Memorial Visitation will be held on Friday, January 4, 2019 from 5-8pm at the EDWARD F. CARTER FUNERAL HOME, 41 Grand St., Croton-on-Hudson, NY. Memorial Services will be held on Saturday, January 5th at 4:45pm also at the Funeral Home. There will be a reception to follow at The Black Cow Coffee Company 6-8 in croton
In lieu of flowers, donations may be made to Indivisible.org or the ASPCA.
- Memorial Visitation Friday, January 4, 2019
- Memorial Service Saturday, January 5, 2019
- Reception to Follow Memorial Service Saturday, January 5, 2019
Charles J.D. Stathacos
January 6, 2019
I was introduced to Charlie in the mid- to late 80’s by my mentor Mark Newman in Washington, DC. They were the best of friends dating back to the Peace Corps in Benin. I vividly recall that both share a wry sense of self-depricating humor. Mark asked Charlie to give me life advice as a young intern studying Agricultural Economics. He said, “whaddaya want me to tell’em? Go to Africa and do good.” They both snortled in laughter. I didn’t get it then as a 19-year old but I did go on to a career in international development working in Africa. My last conversation with Charlie was about partnering with the US Government to advance women’s cooperatives in articrafts. He remained an inspiration to me and most likely to the many lives he touched. Charlie was a humanist, a man of the people, and gave his very best in all things he did. His passion was African culture and he professed it up until his last days on earth. I plan to travel to Benin, pour libation in his name, and light candles for this adopted son of Africa. His spirit will find its way back there for visits. I celebrate his gentle ways and tremendous heart with all of you who loved him and wish he was still here to share laughter and stories. May we all take comfort in knowing that he suffers no more. His soul now rests in perfect peace. Thanks to his beloved family for having shared him with the rest of us.
January 4, 2019
I heard about Charlie's passing yesterday when Hassan Souley called me from Germany. Hassan, a businessman based in Niamey, had gotten to know Charlie in 2015 when Charlie worked in Niger as an economist on the REGIS-AG Project (Resilience and Economic Growth in the Sahel-Accelerated Growth). Charlie, who was carrying out a study of regional livestock markets, arranged with Hassan to accompany him to Abidjan, economic capital of West Africa, by road, investigating every small village and market along the way in an effort to unravel the complicated skein of supply and demand. Hassan told me after the ten day trip that Charlie had taken the wheel once they arrived in Abidjan and spent a couple of hours roaring up and down side streets and small neighborhoods, reliving memories of his Peace Corps days. Hassan was very upset by news of Charlie's passing and asked me to pass on his condolences to his wife Lauren, his mother, and his sisters - all of whom Hassan felt he knew after long hours hearing stories about them on the road to Abidjan.
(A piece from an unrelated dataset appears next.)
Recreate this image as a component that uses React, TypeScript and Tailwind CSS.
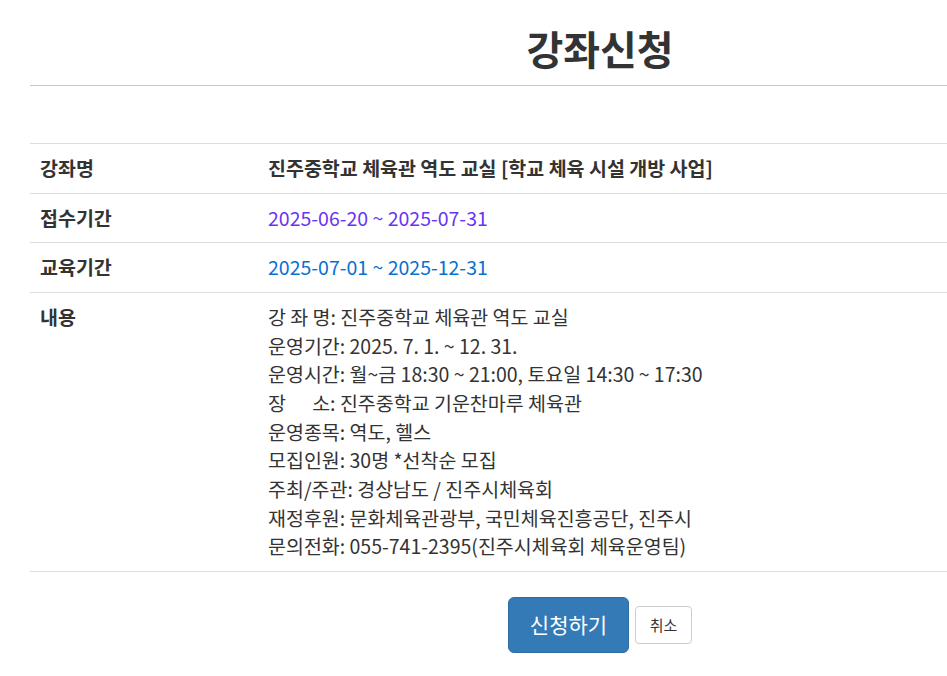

I would like to add my own condolences to those of Hassan. I will always remember Charlie for his great warmth and determination to lessen the sum of suffering in the world.
January 4, 2019
Charlie and I became very close during our Peace Corps training in Cotonou, Benin in the fall of 1974. I loved his irreverent sense of humor and he could make me laugh with a simple movement of his eyes. But I was not the only one drawn to Charlie's winsome personality, everyone was, be they African or American.
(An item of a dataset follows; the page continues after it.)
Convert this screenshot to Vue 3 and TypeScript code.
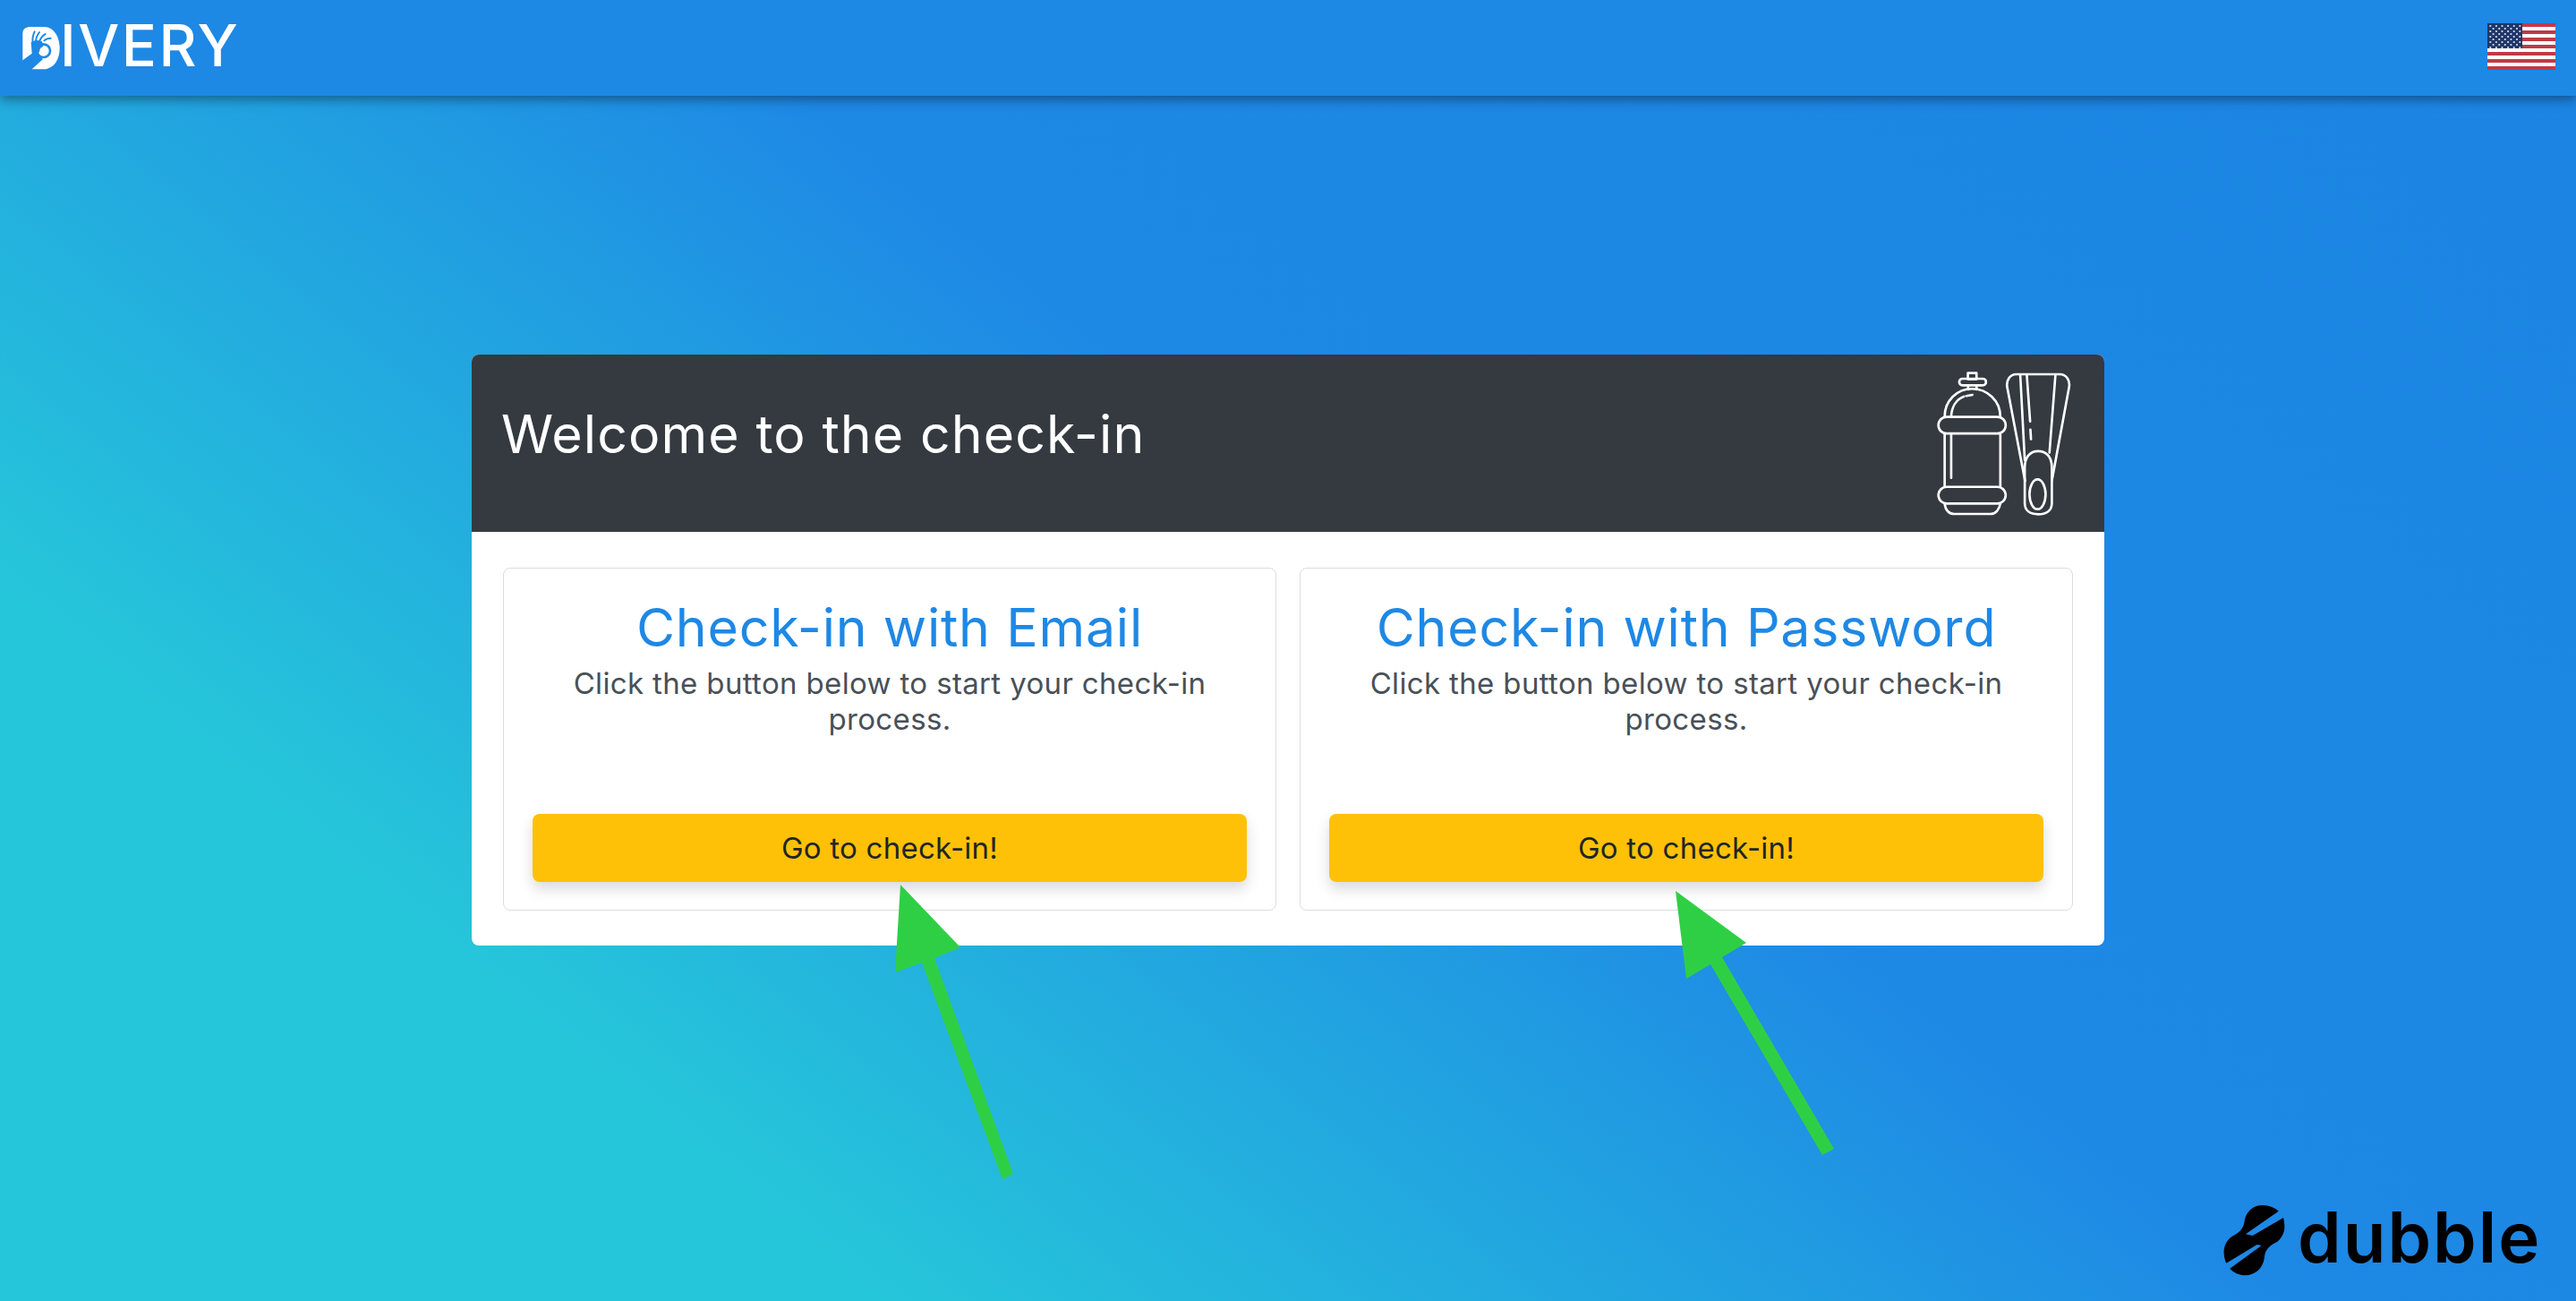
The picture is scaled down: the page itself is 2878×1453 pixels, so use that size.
<script setup lang="ts">
interface Star { x: number; y: number }
const cards = [
  { title: 'Check-in with Email' },
  { title: 'Check-in with Password' },
]
const stripes = Array.from({ length: 7 }, (_, i) => i * 8)
const stars: Star[] = []
for (let r = 0; r < 9; r++) {
  const n = r % 2 ? 5 : 6
  for (let c = 0; c < n; c++) {
    stars.push({ x: (r % 2 ? 6.6 : 3.3) + c * 6.6, y: 3 + r * 3 })
  }
}
</script>

<template>
  <div class="page">
    <header class="nav">
      <div class="brand">
        <svg class="brand-mark" viewBox="0 0 180 180" width="60" height="60" aria-hidden="true">
          <path class="mark-white" d="M16 46C16 31 27 24 42 24H88C122 24 140 60 140 96C140 136 118 166 85 166H36L16 136Z" />
          <path class="mark-hand" d="M14 137L47 113L44 76L60 68L80 72L86 86L66 116L84 132L42 170H14Z" />
          <circle class="mark-ring" cx="86" cy="104" r="22" />
          <circle class="mark-dot" cx="86" cy="104" r="13" />
          <path class="mark-finger" d="M50 80C48 66 50 52 56 40M60 76C60 64 64 52 72 42M72 72C76 62 82 54 92 48M88 70C94 64 102 62 110 62" />
        </svg>
        <span class="brand-text">IVERY</span>
      </div>
      <svg class="flag" viewBox="0 0 76 52" width="76" height="52" aria-hidden="true">
        <rect width="76" height="52" fill="#fff" />
        <rect v-for="y in stripes" :key="y" x="0" :y="y" width="76" height="4" fill="#bf3a44" />
        <rect width="39" height="28" fill="#1f3668" />
        <circle v-for="(s, i) in stars" :key="i" :cx="s.x" :cy="s.y" r="1.1" fill="#dfe3ec" />
      </svg>
    </header>

    <main class="main">
      <section class="panel">
        <div class="panel-head">
          <h1 class="panel-title">Welcome to the check-in</h1>
          <svg class="gear" viewBox="130 70 455 490" width="152" height="163" aria-hidden="true">
            <g fill="none" stroke="#fff" stroke-width="8" stroke-linecap="round" stroke-linejoin="round">
              <rect x="236" y="78" width="29" height="20" />
              <rect x="207" y="97" width="90" height="22" rx="11" />
              <path d="M237 119V133M265 119V133" />
              <path d="M158 225C158 170 200 131 250 131C300 131 345 170 345 225" />
              <path d="M180 222C182 190 198 166 222 157M230 155L251 151" />
              <rect x="137" y="225" width="226" height="56" rx="28" />
              <path d="M158 281V460M345 281V460M180 283V430" />
              <rect x="137" y="460" width="226" height="56" rx="28" />
              <path d="M158 516C160 540 175 551 190 551H312C330 551 342 535 345 516" />
              <path d="M428 440L368 125C364 102 378 82 398 82H545C566 82 580 102 576 125L518 440" />
              <path d="M427 395C427 360 445 340 472 340C500 340 518 360 518 395V515C518 540 500 552 472 552C445 552 427 540 427 515Z" />
              <ellipse cx="470" cy="485" rx="27" ry="50" />
              <path d="M412 85L427 370M434 85L445 240M446 268L448 300M530 85L510 345" />
            </g>
          </svg>
        </div>
        <div class="panel-body">
          <article v-for="card in cards" :key="card.title" class="card">
            <h2 class="card-title">{{ card.title }}</h2>
            <p class="card-text">Click the button below to start your check-in process.</p>
            <button class="card-btn" type="button">Go to check-in!</button>
          </article>
        </div>
      </section>
    </main>

    <svg class="arrows" viewBox="0 0 2878 1453" width="2878" height="1453" aria-hidden="true">
      <polygon points="1006,988 1073,1058 1044,1070 1132,1311 1120,1317 1030,1075 1000,1086" />
      <polygon points="1872,995 1951,1053 1924,1069 2049,1283 2036,1290 1911,1077 1884,1093" />
    </svg>

    <div class="watermark">
      <svg class="peanut" viewBox="0 0 240 270" width="80" height="90" aria-hidden="true">
        <path d="M197 38C180 22 150 14 125 20C100 28 85 50 83 72C80 100 60 113 42 122C22 135 12 158 14 180C15 195 18 205 22 212L125 150L140 153L34 230C50 250 85 258 105 250C135 240 148 215 150 190C152 170 165 155 185 145C205 135 218 110 217 90C217 78 215 68 213 60L110 120L87 115Z" />
      </svg>
      <span class="watermark-text">dubble</span>
    </div>
  </div>
</template>

<style scoped>
.page {
  position: relative;
  height: 100vh;
  overflow: hidden;
  font-family: Inter, "Noto Sans", sans-serif;
  background: linear-gradient(39deg, #26c6da 0%, #26c6da 21%, #1e88e5 55%, #1c85e3 100%);
}
.nav {
  height: 107px;
  display: flex;
  align-items: center;
  justify-content: space-between;
  padding: 0 23px 0 20px;
  background: #1e88e5;
  box-shadow: 0 4px 12px rgba(0, 0, 0, 0.4);
}
.brand {
  display: flex;
  align-items: center;
}
.brand-mark {
  display: block;
  margin-top: -4px;
}
.mark-white { fill: #fff; }
.mark-hand { fill: #1e88e5; }
.mark-ring { fill: none; stroke: #1e88e5; stroke-width: 8; }
.mark-dot { fill: #fff; }
.mark-finger { fill: none; stroke: #1e88e5; stroke-width: 6; stroke-linecap: round; }
.brand-text {
  margin-left: -13px;
  margin-top: -7px;
  color: #fff;
  font-family: Inter, sans-serif;
  font-size: 65px;
  line-height: 1;
  font-weight: 500;
  letter-spacing: 2.5px;
}
.flag {
  display: block;
  margin-top: -3px;
}
.main {
  display: flex;
  justify-content: center;
  padding-top: 289px;
}
.panel {
  width: 1824px;
  background: #fff;
  border-radius: 8px;
  overflow: hidden;
}
.panel-head {
  height: 198px;
  box-sizing: border-box;
  display: flex;
  align-items: center;
  justify-content: space-between;
  padding: 0 36px 0 33px;
  background: #343a40;
}
.panel-title {
  margin: 0 0 19px;
  color: #fff;
  font-size: 59px;
  line-height: 1.2;
  font-weight: 400;
  letter-spacing: 1.1px;
}
.gear {
  display: block;
  margin-top: 1px;
}
.panel-body {
  display: grid;
  grid-template-columns: 864px 864px;
  gap: 26px;
  padding: 40px 35px 39px;
}
.card {
  height: 383px;
  box-sizing: border-box;
  display: flex;
  flex-direction: column;
  align-items: stretch;
  padding: 34px 32px 31px;
  border: 1px solid #dcdcdc;
  border-radius: 8px;
  text-align: center;
}
.card-title {
  margin: 0;
  color: #1e88e5;
  font-size: 59px;
  line-height: 64px;
  font-weight: 400;
  letter-spacing: 0.8px;
}
.card-text {
  margin: 10px 0 0;
  color: #495057;
  font-size: 33px;
  line-height: 40px;
  font-weight: 400;
  letter-spacing: 0.35px;
}
.card-btn {
  margin-top: auto;
  height: 76px;
  border: 0;
  border-radius: 8px;
  background: #ffc107;
  color: #212529;
  font-family: inherit;
  font-size: 33px;
  letter-spacing: 0.25px;
  box-shadow: 0 8px 16px rgba(0, 0, 0, 0.15);
}
.arrows {
  position: absolute;
  left: 0;
  top: 0;
  pointer-events: none;
  fill: #2fcf45;
}
.watermark {
  position: absolute;
  left: 2480px;
  top: 1340px;
  display: flex;
  align-items: center;
}
.peanut {
  display: block;
  fill: #000;
}
.watermark-text {
  margin-left: 7px;
  margin-top: -6px;
  color: #000;
  font-size: 78px;
  line-height: 90px;
  font-weight: 600;
  letter-spacing: 2px;
}
</style>

<style>
html, body {
  margin: 0;
  padding: 0;
}
</style>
One of Charlie's great strengths was his ability to communicate beyond words, a quality essential in cross cultural encounters. Once when he visited my village, I envied his ability to instantly make strangers feel at home in his presence. When we visited the home of the chief some of villagers sang us a song. The chief then invited Charlie and I to sing a song. "Row, row, row your boat" was the best we could do- but we did it well and the people were pleased.
Yet deep within Charlie's magnetic personality lay a person of great substance-an intelligent man who cared most deeply for the people and causes to which he devoted his life. All memories of Charlie remain fresh in my heart and mind. Friends forever!
January 2, 2019
My mom Leta found this sweet photo of me and my brother Charlie - in Toronto when we were little - we are in our Canadian coats and hats in front of our Lala and Papou's house... I treasure this photo- love to Charlie ...
December 31, 2018
Charlie married my sister Lauren on Valentine's Day 1999, what a glorious party it was! We all adore him, miss him desperately and our hearts are broken for Lauren and his entire family.
December 30, 2018
Charlie stopped into my artisan shop one day in Peekskill NY. We became fast friends and continued our visits almost weekly in my shop as I slowly added his intriguing items to my shop. Loved him and his dear wife Lauren. A great man. He will surely be missed .
December 30, 2018
Charlie loved Africa and Africa loved him right back. I met Charlie in Benin, where we were both Peace Corps volunteers in the mid 1970s. In the transition years after Peace Corps, we met again and shared a group house in Virginia where Charlie made it his job to round up friends in the area for weekend parties at the house or nights out on the town dancing. He was always the life of the party. His exuberance and love of life touched everyone around him and fueled him for the very serious work he did for people and communities around the world. Rest In Peace, Charlie. Peace to those you left behind.
December 29, 2018
I had the pleasure of Charlie's friendship beginning in our Cornell grad school days. He was the warmest, friendliest guy in the world, one whose secret to a good party was to invite everyone, make sure they came, and have some good dance tapes. Charlie had a practical side that came to my aid in the fall of 1982. He had the presence of mind to recognize that he (and several friends) were unlikely to meet our goal of graduating before September. So he rented an apartment for a year, and I got to sleep on the couch. It took me another 5 months to graduate (as it did for Peter Boone and Kathy Ralston). Thank you, Charlie, for everything.